One of the first comprehensive resource recovery plants in the world was built in Dade County, Florida (Todd, 1984; Berenyi and Gould, 1988). A brief description of this facility when it was in full-scale operation to re­cover recyclables and RDF is informative. The plant was designed to pro­cess 2720 t/day (3000 ton/day) of MSW, but it frequently processed over 3630 t/day (4000 ton/day), and could process 4540 t/day (5000 ton/day) if only household garbage were received. It was designed to accept, in addition to household garbage, a wide variety of solid wastes including trash, garden clippings, trees, tires, plastics, pathological wastes, white goods (i. e., stoves, refrigerators, air conditioners, etc.), and industrial, commercial, and demolition wastes. RDF and shredded tires, approximately 1000/day, were burned for on­site power generation in a 77-MW power plant, and glass, aluminum, ferrous metals, and other materials including the ash and flyash were recovered and sold. The plant achieved a 97% volumetric reduction compared to as-received MSW. Only 6 wt % of the total incoming MSW remained as unsalable residue; this was disposed of in a landfill. The plant also conformed to all effluent, leachate, emissions, noise, and odor requirements. Impressive results such as these depended on the availability and reliability of efficient separation methods.

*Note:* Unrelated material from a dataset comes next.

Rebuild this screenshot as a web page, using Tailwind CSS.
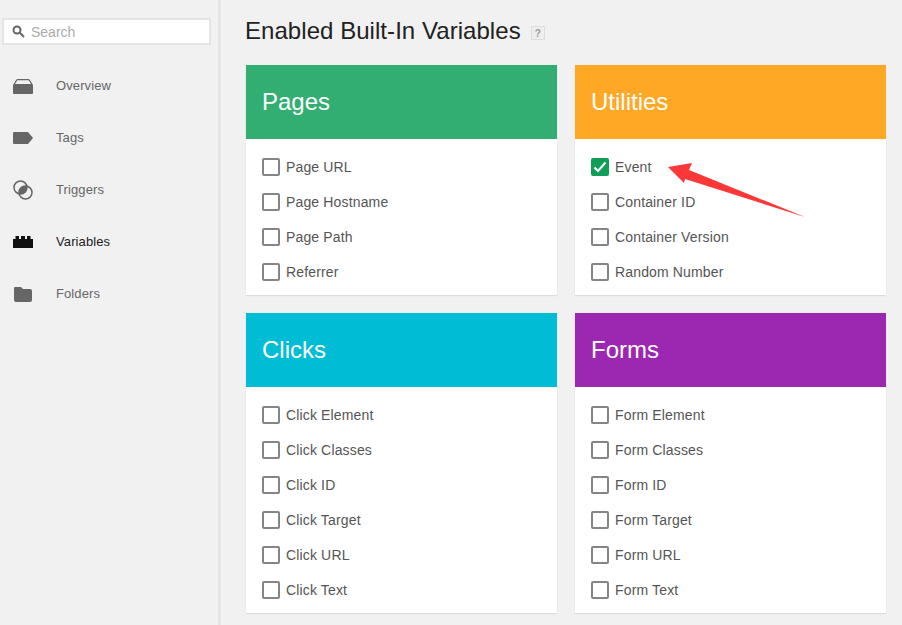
<!DOCTYPE html>
<html lang="en">
<head>
    <meta charset="UTF-8" />
    <title>Enabled Built-In Variables</title>
    <script src="https://cdn.jsdelivr.net/npm/@tailwindcss/browser@4"></script>
</head>
<body class="bg-[#f1f1f1] font-['Liberation_Sans',Arial,sans-serif] w-[902px] h-[625px] overflow-hidden relative">
    <div class="flex h-[625px]">
        <!-- sidebar -->
        <aside class="w-[221px] shrink-0 border-r-[3px] border-[#e5e5e5] pt-[18px] pl-[2px] pr-[7px]">
            <div class="h-[27px] bg-white border-2 border-[#e4e4e4] flex items-center pl-[8px] gap-[6px]">
                <svg width="13" height="13" viewBox="0 0 13 13" fill="none" stroke="#666" stroke-width="2"><circle cx="5" cy="5" r="3.5"/><path d="M7.8 7.8 12 12"/></svg>
                <span class="text-[14px] text-[#aaa] pt-px">Search</span>
            </div>
            <nav class="mt-[15px] -ml-[2px] text-[13px] text-[#666] tracking-[0.1px]">
                <a class="flex items-center h-[52px]">
                    <svg class="ml-[13px] mr-[23px]" width="20" height="15" viewBox="0 0 20 15"><path fill="#666" d="M0 6 3 1Q3.500 0 5 0H15Q16.500 0 17 1L20 6V14Q20 15 19 15H1Q0 15 0 14Z"/><path fill="#f1f1f1" d="M2 5 4.300 1.300H15.700L18 5Z"/></svg>
                    Overview
                </a>
                <a class="flex items-center h-[52px]">
                    <svg class="ml-[13px] mr-[23px]" width="20" height="12" viewBox="0 0 20 12"><path fill="#666" d="M0 1Q0 0 1 0H15L20 6 15 12H1Q0 12 0 11Z"/></svg>
                    Tags
                </a>
                <a class="flex items-center h-[52px]">
                    <svg class="ml-[13px] mr-[23px]" width="20" height="20" viewBox="0 0 20 20" fill="none" stroke="#666" stroke-width="1.500">
                        <clipPath id="lens"><circle cx="7.500" cy="7.500" r="6.500"/></clipPath>
                        <circle cx="12.500" cy="12.500" r="6.500" fill="#666" stroke="none" clip-path="url(#lens)"/>
                        <circle cx="7.500" cy="7.500" r="6.500"/>
                        <circle cx="12.500" cy="12.500" r="6.500"/>
                    </svg>
                    Triggers
                </a>
                <a class="flex items-center h-[52px] text-[#222]">
                    <svg class="ml-[13px] mr-[23px]" width="20" height="12" viewBox="0 0 20 12"><path fill="#111" d="M0 12V3H2.500V0H6V3H8V0H12V3H14V0H17.500V3H20V12Z"/></svg>
                    Variables
                </a>
                <a class="flex items-center h-[52px]">
                    <svg class="ml-[14px] mr-[24px]" width="18" height="15" viewBox="0 0 18 15"><path fill="#666" d="M1 0H7L9 2H16Q18 2 18 4V13Q18 15 16 15H2Q0 15 0 13V1Q0 0 1 0Z"/></svg>
                    Folders
                </a>
            </nav>
        </aside>

        <!-- main -->
        <main class="flex-1 pl-[25px] pr-[16px]">
            <div class="h-[65px] flex items-center gap-[10px] pb-[4px] -ml-px">
                <h1 class="text-[24px] text-[#212121] tracking-[0.05px]">Enabled Built-In Variables</h1>
                <span class="w-[14px] h-[14px] mt-[5px] border border-[#ddd] bg-[#eee] text-[10px] font-bold text-[#999] flex items-center justify-center">?</span>
            </div>
            <div class="grid grid-cols-[311px_311px] gap-x-[18px] gap-y-[18px]">
                <section class="bg-white shadow-[0_1px_1px_#dcdcdc,0_0_1px_#e0e0e0] h-[230px]">
                    <h2 class="h-[74px] bg-[#33ae72] text-white text-[24px] flex items-center pl-[16px]">Pages</h2>
                    <ul class="pt-[11px] pl-[16px] text-[14px] text-[#555] tracking-[0.15px]">
                        <li class="h-[35px] flex items-center gap-[6px]"><span class="w-[18px] h-[18px] mb-px border-2 border-[#858585] rounded-[2px]"></span>Page URL</li>
                        <li class="h-[35px] flex items-center gap-[6px]"><span class="w-[18px] h-[18px] mb-px border-2 border-[#858585] rounded-[2px]"></span>Page Hostname</li>
                        <li class="h-[35px] flex items-center gap-[6px]"><span class="w-[18px] h-[18px] mb-px border-2 border-[#858585] rounded-[2px]"></span>Page Path</li>
                        <li class="h-[35px] flex items-center gap-[6px]"><span class="w-[18px] h-[18px] mb-px border-2 border-[#858585] rounded-[2px]"></span>Referrer</li>
                    </ul>
                </section>
                <section class="bg-white shadow-[0_1px_1px_#dcdcdc,0_0_1px_#e0e0e0] h-[230px]">
                    <h2 class="h-[74px] bg-[#ffa826] text-white text-[24px] flex items-center pl-[16px]">Utilities</h2>
                    <ul class="pt-[11px] pl-[16px] text-[14px] text-[#555] tracking-[0.15px]">
                        <li class="h-[35px] flex items-center gap-[6px]">
                            <span class="w-[18px] h-[18px] mb-px bg-[#0f9d58] rounded-[2px] flex items-center justify-center">
                                <svg width="14" height="12" viewBox="0 0 14 12" fill="none" stroke="#fff" stroke-width="2"><path d="M1.500 6.500 5 10 12.500 1.500"/></svg>
                            </span>Event</li>
                        <li class="h-[35px] flex items-center gap-[6px]"><span class="w-[18px] h-[18px] mb-px border-2 border-[#858585] rounded-[2px]"></span>Container ID</li>
                        <li class="h-[35px] flex items-center gap-[6px]"><span class="w-[18px] h-[18px] mb-px border-2 border-[#858585] rounded-[2px]"></span>Container Version</li>
                        <li class="h-[35px] flex items-center gap-[6px]"><span class="w-[18px] h-[18px] mb-px border-2 border-[#858585] rounded-[2px]"></span>Random Number</li>
                    </ul>
                </section>
                <section class="bg-white shadow-[0_1px_1px_#dcdcdc,0_0_1px_#e0e0e0] h-[300px]">
                    <h2 class="h-[74px] bg-[#00bcd4] text-white text-[24px] flex items-center pl-[16px]">Clicks</h2>
                    <ul class="pt-[11px] pl-[16px] text-[14px] text-[#555] tracking-[0.15px]">
                        <li class="h-[35px] flex items-center gap-[6px]"><span class="w-[18px] h-[18px] mb-px border-2 border-[#858585] rounded-[2px]"></span>Click Element</li>
                        <li class="h-[35px] flex items-center gap-[6px]"><span class="w-[18px] h-[18px] mb-px border-2 border-[#858585] rounded-[2px]"></span>Click Classes</li>
                        <li class="h-[35px] flex items-center gap-[6px]"><span class="w-[18px] h-[18px] mb-px border-2 border-[#858585] rounded-[2px]"></span>Click ID</li>
                        <li class="h-[35px] flex items-center gap-[6px]"><span class="w-[18px] h-[18px] mb-px border-2 border-[#858585] rounded-[2px]"></span>Click Target</li>
                        <li class="h-[35px] flex items-center gap-[6px]"><span class="w-[18px] h-[18px] mb-px border-2 border-[#858585] rounded-[2px]"></span>Click URL</li>
                        <li class="h-[35px] flex items-center gap-[6px]"><span class="w-[18px] h-[18px] mb-px border-2 border-[#858585] rounded-[2px]"></span>Click Text</li>
                    </ul>
                </section>
                <section class="bg-white shadow-[0_1px_1px_#dcdcdc,0_0_1px_#e0e0e0] h-[300px]">
                    <h2 class="h-[74px] bg-[#9c27b0] text-white text-[24px] flex items-center pl-[16px]">Forms</h2>
                    <ul class="pt-[11px] pl-[16px] text-[14px] text-[#555] tracking-[0.15px]">
                        <li class="h-[35px] flex items-center gap-[6px]"><span class="w-[18px] h-[18px] mb-px border-2 border-[#858585] rounded-[2px]"></span>Form Element</li>
                        <li class="h-[35px] flex items-center gap-[6px]"><span class="w-[18px] h-[18px] mb-px border-2 border-[#858585] rounded-[2px]"></span>Form Classes</li>
                        <li class="h-[35px] flex items-center gap-[6px]"><span class="w-[18px] h-[18px] mb-px border-2 border-[#858585] rounded-[2px]"></span>Form ID</li>
                        <li class="h-[35px] flex items-center gap-[6px]"><span class="w-[18px] h-[18px] mb-px border-2 border-[#858585] rounded-[2px]"></span>Form Target</li>
                        <li class="h-[35px] flex items-center gap-[6px]"><span class="w-[18px] h-[18px] mb-px border-2 border-[#858585] rounded-[2px]"></span>Form URL</li>
                        <li class="h-[35px] flex items-center gap-[6px]"><span class="w-[18px] h-[18px] mb-px border-2 border-[#858585] rounded-[2px]"></span>Form Text</li>
                    </ul>
                </section>
            </div>
        </main>
    </div>

    <!-- red annotation arrow -->
    <svg class="absolute left-[660px] top-[155px]" width="150" height="70" viewBox="660 155 150 70">
        <path fill="#fb3838" d="M668 167 692 163 689 170 805 217 685 179 684 183Z"/>
    </svg>
</body>
</html>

A simplified description of the first comprehensive materials recovery facility of its type in the United States illustrates how one plant was designed to accomplish some of these separations (Waste Management, Inc., 1977). The plant, called Recovery 1, was built in New Orleans, Louisiana, to process 590 t/day of MSW. The waste was delivered and unloaded at one of two receiving pit conveyors, and transported by conveyors to the first separation unit, a 13.7-m long by 3-m diameter rotating trommel that contained circular holes 12 cm in diameter. Plastic and paper bags tumbling in the trommel were broken open by lifters. The smaller, heavier objects such as heavy metal and glass bottles that fell through the holes were transported directly to a magnetic ferrous recovery station and an air classifier. The larger and lighter materials such as paper, textiles, and aluminum containers that passed through the trommel were conveyed to a 746-kW primary shredder. The shredded material was then conveyed to the ferrous recovery station and the air classifier. In the air classifier, a high-speed air current blows the light materials out of the top of the classifier. This fraction, RDF, consists of shredded paper, plastic, wood, yard wastes, and food wastes. The heavy fraction is essentially glass, aluminum, other nonferrous metals, and some organic material. It was routed to the recovery building for further processing. A secondary, 746-kW shredder system handled oversized, bulky wastes without passage through the trommel. The output was also conveyed to the air classifier, where RDF was obtained as the overhead, and the heavy fraction was conveyed to the recovery building. Each shredder system was sized to process 590 t of MSW in about 12 h to ensure operating reliability.

Three modules were located in the recovery building. The first module consisted of a vibrating screen to separate the shredded material by particle size, a drum magnet to separate residual ferrous material, an eddy current separator to remove the nonmagnetic aluminum and other nonferrous metals, and a small hammermill to further shred the aluminum fraction to increase its bulk density. The output from the first module consisted of the ferrous fraction, the aluminum fraction, and a fraction that contained primarily glass and some nonferrous metals. The glass fraction containing some residual nonferrous metal was conveyed to the second recovery module, which con­sisted of a crusher, another vibrating screen, a rod mill, and a two-deck, fine — mesh vibrating screen. The glass fraction was crushed and screened in the second module. The smaller fraction was treated with a pulsed water stream that separated the light fraction, which was discarded. The heavier glass frac­tions were pumped as slurries to the bottom deck of the fine-mesh second screen to separate the larger particles for crushing in the rod mill. Recycling of the milled material back to the top deck of the fine-mesh screen yielded a glass cullet fraction for further treatment in the third module, and a nonferrous metal fraction which was removed from the second screen. The third module contained a hydrocyclone, a froth flotation tank, and a glass dryer. The glass cullet fraction from the second module was mixed with clean water in a prefloat tank to remove any remaining organic particles, separated from the slurry through centrifugal separation and froth flotation, dried, and conveyed to the loadout building for shipment. RDF was recovered from the air classifier, and the ferrous, aluminum, and glass fractions were recovered from the “bottoms” of the classifier.

This is a simplified description of how MSW is separated into recyclables and fuel. There are many refinements of these operations.